My husband and I always dreamed of a big family. George is from Canada, so there was always talk of a hockey team. I was a teacher. I taught junior high and lived to go on to study to become a Montessori preschool teacher.
I handled classes full of kids all of the time. I ate lunch with 30 or so of my closest little friends. When it was snowy, I helped 30 pint-sized munchkins suit up. When the temperature was egg-frying-on-the-sidewalk hot, I slathered the sunscreen on my little charges and made sure that they were all wearing hats. Life was good with 30, what harm could 5 do?
When John arrived, we didn't miss a beat. We just plopped him in his car seat and off we went about our usual lives. We regularly drove 11 hours to visit my parents. We jetted off to the UK (where John picked a bouquet of flowers from Shakespeare's garden, oops!) and took the train all over Canada.
Ruth's arrival was seamless. It was like she always had been part of our growing family. She was our little sidekick when John and I went to baby play group and she joined right in at all of the mommy and me classes. Our earliest commitment was at 10 or 11 am. The kids were fairly good sleepers. We were never in a rush and anything we were late to, everyone else was, too.
At that point, George and I didn't have a rollicking social life. My parents or his would show up from time to time so that we could see a movie or go out for an anniversary dinner. We biked together. We skated together. We basically had this little peaceful existence where we had man on man defense pretty well wrapped up.
Then we decided to make the big move to California. John began preschool, and we started to have to be somewhere on time. All of our family was far away. My mom and baby friends seemed even farther away. I kept going to the park, only to find that in my new home town people paid people to take their kids to the park. The days got longer and George kept asking when we were going to have the next baby.

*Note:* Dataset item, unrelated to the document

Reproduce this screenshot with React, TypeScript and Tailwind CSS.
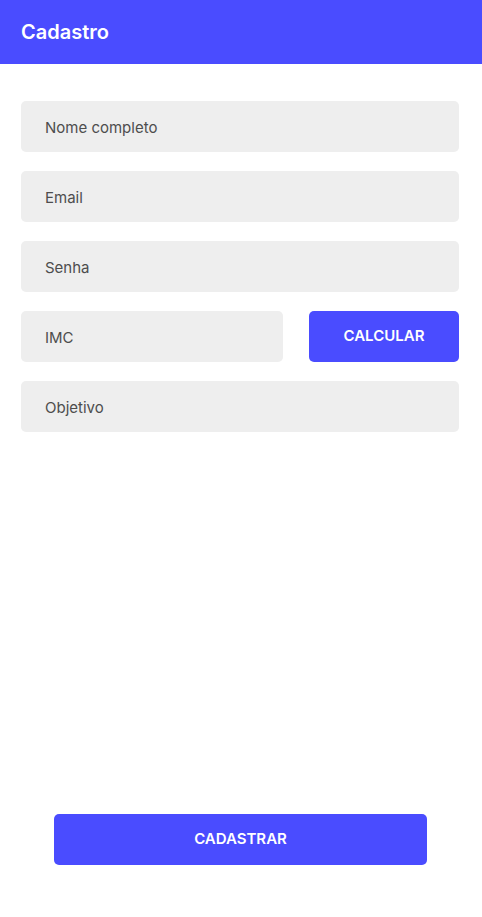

Two years later, Ruth began preschool, life started to come back in focus. It had been a good year and most of the boxes were unpacked. I awoke from the baby fog like a phoenix rising from the ashes and I was ready.

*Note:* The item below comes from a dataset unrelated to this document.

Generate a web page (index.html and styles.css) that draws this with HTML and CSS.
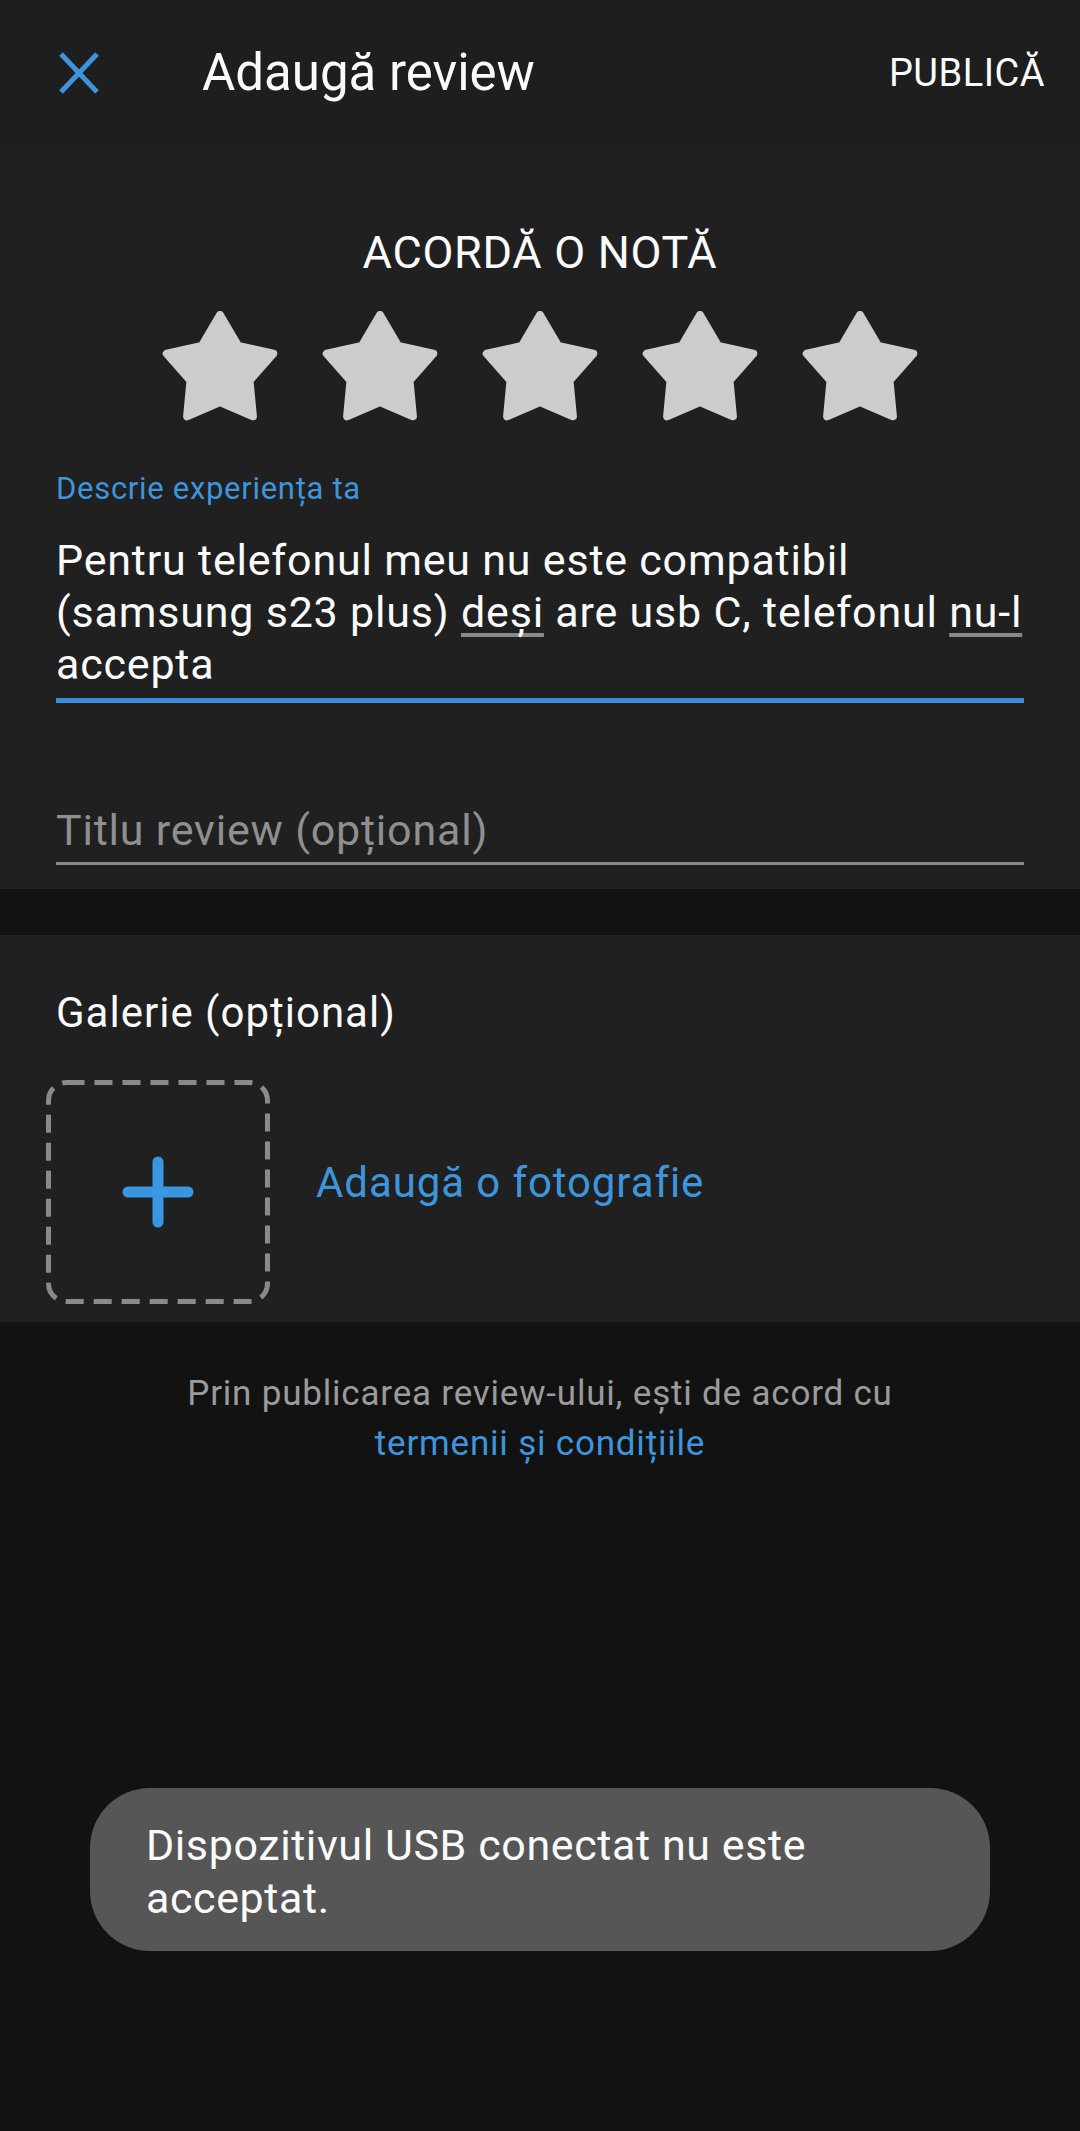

We carefully planned the birthday of this 3rd baby. I needed my mom to come out and stay with me to help with John and Ruth. I was most afraid that I would go into labor in the middle of the night and I would have to have the baby alone while George watched the kids.
I was also afraid that George would be at work and I would have the baby alone, with John and Ruth in the delivery room as my coaches. I could see Ruth trying to climb up on my lap, looking for snack and asking me to take her to the bathroom. Either that or in between contractions I would be yelling at my kids not to touch the instruments in the delivery room.
I also feared that George might be on a business trip and I'd be delivering the baby on the floor in our living room with Barney blaring in the background. Why pay for cable when Ruth and John could get a first hand look at childbirth that was more up close and personal than on the Discovery Channel. Although I was fairly confident John could boil water and Ruth could find the sheets, that just wasn't the way I wanted it all to go down.
Basically, I didn't want to be alone or traumatize my children. I was scared about upsetting the diaper-free life I was leading. The big plastic was starting to reappear in my living room. I didn't want to ruin John and Ruth's lives. I wanted everyone to be happy. I wanted my mommy!
I even convinced my parents that they needed to be at my house 3 weeks early. I wanted to help them learn the daily routine, get the older kids settled, buy diapers and do all of that basic nesting stuff. What I didn't want was to be worried about the welfare of my older kids while I was worried about the welfare of the newest kid.
I guess a tidbit you also have to know is this was during the internet bubble. When my husband said he didn't want to travel so close to my due date, his boss said, "This is your third child. Weren't you already there for the birth of the first two? Do you really need to see it again, you've already done it? We need you to go to New York."
But, I knew that baby was coming early. My parents were due to arrive the next day, but I felt like the baby was coming and coming soon. In fact, I tried to go to the hospital three times to have that third baby. I was so sure it was coming at any moment. If in that moment I had childcare, say the kids were at school or on a playdate, I was headed to the hospital to make that third baby come out.
Alas, in a 24 hour period the patient staff at the hospital kept sending me back home. They had me so convinced that I wasn't having the baby any time soon, that I ignored the signs of active labor and almost had the baby in the car on the way to the hospital in the middle of the night.
Yes, we had to call my parents when they were getting on the plane in Michigan to tell them the baby beat them to it by 7 hours. Yes, there was Birk, born within minutes of arriving at the hospital, giving us the look only Birk can give.
The nurse said, "This baby is giving me an angry face. She doesn't like her bath." What we didn't know then is that Birk's angry face is really her challenging face. She was born with "the look" that took me years of teaching to perfect. I call it the "what in the heck are you up to" look.
Yes, baby in arms. Parents on the airplane. 8 month pregnant friend staying at our house with the kids in the middle of the night. From her first arrival, we knew that having the third kid was already challenging and changing everything....and we loved her right away!